Two papers from RLLAB are accepted to ICCV 2019

[2019.07.23]

Following papers are accepted to the International Conference on Computer Vision (ICCV 2019):

  • Deep Elastic Networks with Model Selection for Multi-Task Learning by Chanho Ahn, Eunwoo Kim, and Songhwai Oh
    • Abstract: In this work, we consider the problem of instance-wise dynamic network model selection for multi-task learning. To this end, we propose an efficient approach to exploit a compact but accurate model in a backbone architecture for each instance of all tasks. The proposed method consists of an estimator and a selector. The estimator is based on a backbone architecture and structured hierarchically.

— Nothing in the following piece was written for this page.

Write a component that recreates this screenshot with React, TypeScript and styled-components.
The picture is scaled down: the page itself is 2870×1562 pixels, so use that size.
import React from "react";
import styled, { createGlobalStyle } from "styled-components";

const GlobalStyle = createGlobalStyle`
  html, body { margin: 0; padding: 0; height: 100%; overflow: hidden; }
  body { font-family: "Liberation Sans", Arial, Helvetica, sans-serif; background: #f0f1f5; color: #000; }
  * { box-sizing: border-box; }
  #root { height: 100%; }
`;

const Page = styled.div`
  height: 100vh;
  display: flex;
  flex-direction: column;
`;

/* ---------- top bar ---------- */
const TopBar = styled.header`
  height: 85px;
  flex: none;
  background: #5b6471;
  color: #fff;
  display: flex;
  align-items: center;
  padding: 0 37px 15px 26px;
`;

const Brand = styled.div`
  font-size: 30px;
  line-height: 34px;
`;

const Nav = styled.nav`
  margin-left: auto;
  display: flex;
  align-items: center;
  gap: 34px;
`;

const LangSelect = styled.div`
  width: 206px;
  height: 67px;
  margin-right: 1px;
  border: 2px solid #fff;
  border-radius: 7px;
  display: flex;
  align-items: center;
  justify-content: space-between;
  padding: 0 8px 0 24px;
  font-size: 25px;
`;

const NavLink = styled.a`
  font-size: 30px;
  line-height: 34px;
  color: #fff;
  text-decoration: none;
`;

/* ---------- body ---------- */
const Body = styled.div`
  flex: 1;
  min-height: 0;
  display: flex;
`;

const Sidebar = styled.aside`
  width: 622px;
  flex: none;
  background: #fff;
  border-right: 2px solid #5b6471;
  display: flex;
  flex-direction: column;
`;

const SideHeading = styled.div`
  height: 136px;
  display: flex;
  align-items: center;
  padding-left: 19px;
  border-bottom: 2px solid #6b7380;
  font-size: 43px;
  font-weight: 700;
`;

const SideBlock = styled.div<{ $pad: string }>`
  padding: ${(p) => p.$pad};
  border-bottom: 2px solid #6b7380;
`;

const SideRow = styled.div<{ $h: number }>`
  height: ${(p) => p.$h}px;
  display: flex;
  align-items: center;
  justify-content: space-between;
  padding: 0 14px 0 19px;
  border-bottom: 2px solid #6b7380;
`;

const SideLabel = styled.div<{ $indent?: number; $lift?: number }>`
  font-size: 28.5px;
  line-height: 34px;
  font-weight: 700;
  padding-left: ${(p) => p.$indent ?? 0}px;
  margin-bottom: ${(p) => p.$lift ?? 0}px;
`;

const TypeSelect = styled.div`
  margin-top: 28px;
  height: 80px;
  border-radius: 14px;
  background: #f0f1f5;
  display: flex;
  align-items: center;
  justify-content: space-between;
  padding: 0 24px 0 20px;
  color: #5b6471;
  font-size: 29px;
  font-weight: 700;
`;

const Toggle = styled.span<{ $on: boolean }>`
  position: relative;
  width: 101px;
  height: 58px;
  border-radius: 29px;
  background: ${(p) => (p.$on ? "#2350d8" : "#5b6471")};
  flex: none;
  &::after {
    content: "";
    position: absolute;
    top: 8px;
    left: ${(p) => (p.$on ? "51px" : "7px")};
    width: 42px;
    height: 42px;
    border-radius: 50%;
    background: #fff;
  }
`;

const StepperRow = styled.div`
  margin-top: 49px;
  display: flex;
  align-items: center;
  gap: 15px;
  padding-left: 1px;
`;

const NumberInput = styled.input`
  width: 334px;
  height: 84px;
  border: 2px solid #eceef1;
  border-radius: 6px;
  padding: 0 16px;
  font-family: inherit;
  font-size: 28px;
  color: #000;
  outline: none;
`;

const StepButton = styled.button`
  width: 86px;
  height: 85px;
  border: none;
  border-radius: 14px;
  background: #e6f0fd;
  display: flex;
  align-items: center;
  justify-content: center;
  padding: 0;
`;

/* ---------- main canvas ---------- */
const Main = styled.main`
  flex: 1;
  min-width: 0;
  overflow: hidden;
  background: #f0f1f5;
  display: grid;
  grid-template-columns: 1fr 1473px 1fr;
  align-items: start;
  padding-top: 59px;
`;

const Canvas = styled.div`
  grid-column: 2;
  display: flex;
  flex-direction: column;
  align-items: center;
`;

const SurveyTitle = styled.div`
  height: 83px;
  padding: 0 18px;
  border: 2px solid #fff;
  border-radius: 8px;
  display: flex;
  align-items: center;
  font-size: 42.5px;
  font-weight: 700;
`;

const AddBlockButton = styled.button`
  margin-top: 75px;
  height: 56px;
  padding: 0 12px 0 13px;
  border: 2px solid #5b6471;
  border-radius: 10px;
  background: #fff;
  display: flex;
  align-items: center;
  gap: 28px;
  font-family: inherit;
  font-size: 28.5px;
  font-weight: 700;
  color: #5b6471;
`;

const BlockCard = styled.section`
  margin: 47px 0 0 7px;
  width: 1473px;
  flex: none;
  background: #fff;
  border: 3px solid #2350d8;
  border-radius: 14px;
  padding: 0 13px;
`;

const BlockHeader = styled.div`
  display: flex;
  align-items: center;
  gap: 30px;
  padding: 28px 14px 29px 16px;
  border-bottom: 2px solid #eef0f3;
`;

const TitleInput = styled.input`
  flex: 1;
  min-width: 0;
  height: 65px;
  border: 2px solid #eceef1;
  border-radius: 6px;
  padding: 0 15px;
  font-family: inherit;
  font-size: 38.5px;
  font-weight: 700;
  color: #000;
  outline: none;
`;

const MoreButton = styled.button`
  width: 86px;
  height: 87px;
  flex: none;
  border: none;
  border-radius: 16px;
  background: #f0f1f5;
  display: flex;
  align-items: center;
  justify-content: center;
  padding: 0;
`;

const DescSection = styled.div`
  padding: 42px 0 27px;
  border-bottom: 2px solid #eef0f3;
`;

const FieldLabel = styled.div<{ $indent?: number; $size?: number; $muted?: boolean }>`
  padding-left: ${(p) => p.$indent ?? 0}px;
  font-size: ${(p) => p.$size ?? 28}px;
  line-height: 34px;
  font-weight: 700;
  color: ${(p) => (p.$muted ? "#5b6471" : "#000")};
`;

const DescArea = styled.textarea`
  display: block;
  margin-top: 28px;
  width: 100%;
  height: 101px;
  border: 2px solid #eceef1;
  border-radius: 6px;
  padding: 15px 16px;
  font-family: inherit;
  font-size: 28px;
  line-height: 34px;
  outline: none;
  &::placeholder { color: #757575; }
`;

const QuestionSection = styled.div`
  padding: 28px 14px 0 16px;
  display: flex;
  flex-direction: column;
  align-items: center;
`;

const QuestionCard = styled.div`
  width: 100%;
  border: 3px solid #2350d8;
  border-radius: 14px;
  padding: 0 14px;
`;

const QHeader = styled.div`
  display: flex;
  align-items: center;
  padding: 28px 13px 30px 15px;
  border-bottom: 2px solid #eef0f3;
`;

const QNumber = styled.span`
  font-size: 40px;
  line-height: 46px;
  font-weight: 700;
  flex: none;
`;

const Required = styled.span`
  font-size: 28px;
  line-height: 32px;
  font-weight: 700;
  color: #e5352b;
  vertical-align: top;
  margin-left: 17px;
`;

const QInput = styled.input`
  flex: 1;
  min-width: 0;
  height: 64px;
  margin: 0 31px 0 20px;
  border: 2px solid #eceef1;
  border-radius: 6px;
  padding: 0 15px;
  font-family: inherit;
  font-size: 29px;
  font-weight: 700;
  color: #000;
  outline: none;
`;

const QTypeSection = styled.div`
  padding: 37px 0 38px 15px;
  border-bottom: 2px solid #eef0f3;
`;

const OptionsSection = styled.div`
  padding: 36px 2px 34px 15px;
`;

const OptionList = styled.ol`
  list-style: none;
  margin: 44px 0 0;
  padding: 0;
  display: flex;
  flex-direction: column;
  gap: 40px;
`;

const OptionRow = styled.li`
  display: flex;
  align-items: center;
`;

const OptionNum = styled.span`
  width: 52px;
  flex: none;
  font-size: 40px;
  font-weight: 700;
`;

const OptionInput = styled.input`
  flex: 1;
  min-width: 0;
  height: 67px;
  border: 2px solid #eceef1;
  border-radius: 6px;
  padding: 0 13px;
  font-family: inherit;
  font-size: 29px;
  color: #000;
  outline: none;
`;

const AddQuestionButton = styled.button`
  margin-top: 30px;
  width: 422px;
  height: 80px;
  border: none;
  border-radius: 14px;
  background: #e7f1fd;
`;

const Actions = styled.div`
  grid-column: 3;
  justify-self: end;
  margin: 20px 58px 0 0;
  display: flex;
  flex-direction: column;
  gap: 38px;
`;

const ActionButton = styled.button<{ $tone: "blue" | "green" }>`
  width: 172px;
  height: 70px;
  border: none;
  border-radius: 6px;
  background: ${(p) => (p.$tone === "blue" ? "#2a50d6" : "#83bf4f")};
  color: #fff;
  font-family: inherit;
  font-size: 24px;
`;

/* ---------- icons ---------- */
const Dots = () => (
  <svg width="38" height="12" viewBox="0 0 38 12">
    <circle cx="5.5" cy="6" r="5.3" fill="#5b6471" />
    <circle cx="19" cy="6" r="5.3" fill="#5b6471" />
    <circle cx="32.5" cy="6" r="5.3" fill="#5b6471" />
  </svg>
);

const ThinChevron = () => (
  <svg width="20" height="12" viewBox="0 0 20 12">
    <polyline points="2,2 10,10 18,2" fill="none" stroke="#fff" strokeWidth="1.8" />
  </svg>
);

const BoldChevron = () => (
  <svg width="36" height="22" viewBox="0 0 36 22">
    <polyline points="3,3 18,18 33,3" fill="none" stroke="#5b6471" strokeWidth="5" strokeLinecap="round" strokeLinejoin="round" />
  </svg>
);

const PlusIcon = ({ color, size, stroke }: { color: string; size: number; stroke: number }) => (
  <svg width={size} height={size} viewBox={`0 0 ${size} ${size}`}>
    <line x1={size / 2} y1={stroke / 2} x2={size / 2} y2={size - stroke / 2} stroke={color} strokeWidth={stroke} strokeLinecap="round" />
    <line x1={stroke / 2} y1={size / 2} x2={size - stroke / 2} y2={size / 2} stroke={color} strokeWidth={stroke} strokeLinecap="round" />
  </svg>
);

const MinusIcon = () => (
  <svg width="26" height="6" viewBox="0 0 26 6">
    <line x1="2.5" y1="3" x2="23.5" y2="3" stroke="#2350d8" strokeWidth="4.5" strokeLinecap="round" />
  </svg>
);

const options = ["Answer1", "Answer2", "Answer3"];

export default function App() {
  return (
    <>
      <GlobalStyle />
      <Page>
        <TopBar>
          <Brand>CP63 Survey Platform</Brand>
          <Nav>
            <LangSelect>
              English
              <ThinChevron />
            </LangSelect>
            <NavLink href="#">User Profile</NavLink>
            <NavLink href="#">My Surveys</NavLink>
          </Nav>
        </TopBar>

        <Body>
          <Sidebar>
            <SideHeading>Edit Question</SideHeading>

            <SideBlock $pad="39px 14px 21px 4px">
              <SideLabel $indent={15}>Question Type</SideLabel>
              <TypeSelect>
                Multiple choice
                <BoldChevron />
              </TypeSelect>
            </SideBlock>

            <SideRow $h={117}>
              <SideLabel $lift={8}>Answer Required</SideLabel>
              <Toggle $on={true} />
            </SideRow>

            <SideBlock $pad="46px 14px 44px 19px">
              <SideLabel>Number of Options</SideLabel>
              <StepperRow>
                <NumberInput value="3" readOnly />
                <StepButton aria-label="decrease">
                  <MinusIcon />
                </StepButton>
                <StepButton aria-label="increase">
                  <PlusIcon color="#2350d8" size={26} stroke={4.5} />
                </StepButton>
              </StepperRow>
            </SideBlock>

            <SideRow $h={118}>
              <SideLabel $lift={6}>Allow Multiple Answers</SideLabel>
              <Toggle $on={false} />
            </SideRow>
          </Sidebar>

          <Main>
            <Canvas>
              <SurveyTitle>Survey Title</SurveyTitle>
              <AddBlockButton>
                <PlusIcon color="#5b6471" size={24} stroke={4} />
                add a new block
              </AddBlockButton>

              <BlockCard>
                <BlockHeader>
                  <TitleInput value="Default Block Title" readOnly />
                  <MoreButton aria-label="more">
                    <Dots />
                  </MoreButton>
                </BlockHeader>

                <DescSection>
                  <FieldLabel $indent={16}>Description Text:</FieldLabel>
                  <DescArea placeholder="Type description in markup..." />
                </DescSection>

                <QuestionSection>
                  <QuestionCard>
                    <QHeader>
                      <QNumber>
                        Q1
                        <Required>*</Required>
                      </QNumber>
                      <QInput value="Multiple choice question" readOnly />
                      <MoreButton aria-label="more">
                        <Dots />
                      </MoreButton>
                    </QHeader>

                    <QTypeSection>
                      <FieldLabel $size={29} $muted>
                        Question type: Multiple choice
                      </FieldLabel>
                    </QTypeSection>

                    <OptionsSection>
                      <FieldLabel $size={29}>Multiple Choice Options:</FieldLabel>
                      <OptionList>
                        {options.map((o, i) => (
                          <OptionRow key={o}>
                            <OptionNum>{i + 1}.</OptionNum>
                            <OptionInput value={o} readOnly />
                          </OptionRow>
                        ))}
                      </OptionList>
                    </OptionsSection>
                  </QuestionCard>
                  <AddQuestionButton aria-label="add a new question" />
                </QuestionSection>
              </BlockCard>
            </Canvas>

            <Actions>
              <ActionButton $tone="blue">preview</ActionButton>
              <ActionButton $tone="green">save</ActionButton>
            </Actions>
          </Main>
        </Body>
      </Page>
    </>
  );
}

It can produce multiple different network models of different configurations in a hierarchical structure. The selector chooses a model dynamically from a pool of candidate models given an input image. The selector is a small-size network consisting of a few layers, which estimates a probability distribution over the candidate models when an input instance of a task is given. To overcome the difficulty of learning the selector over a large discrete search space, we introduce a sampling-based learning strategy. Both estimator and selector are trained in a single framework in conjunction with the sampling scheme. We demonstrate the proposed approach for several image classification tasks compared to existing approaches performing the model selection or learning multiple tasks. Experimental results show that our approach gives not only outstanding performance compared to other competitors but also the versatility to perform instance-wise model selection for multiple tasks.
  • Unsupervised 3D Reconstruction Networks by Geonho Cha, Minsik Lee, Songhwai Oh
    • Abstract: In this paper, we propose 3D unsupervised reconstruction networks (3D-URN), a 3D structure reconstruction network which reconstructs the 3D structures of instances in a given object category from their 2D feature points. 3D-URN consists of a 3D shape reconstructor and a rotation estimator, which are trained in a fully-unsupervised manner incorporating the proposed unsupervised loss functions. The role of the 3D shape reconstructor is to reconstruct the 3D shape of an instance from its 2D feature points, and the rotation estimator infers the camera pose. After training, 3DURN can infer the 3D structure of an unseen instance in the same category, which is not possible in the conventional schemes of non-rigid structure from motion and structure from category. The experimental result shows the state-of-the-art performance, which demonstrates the effectiveness of the proposed method.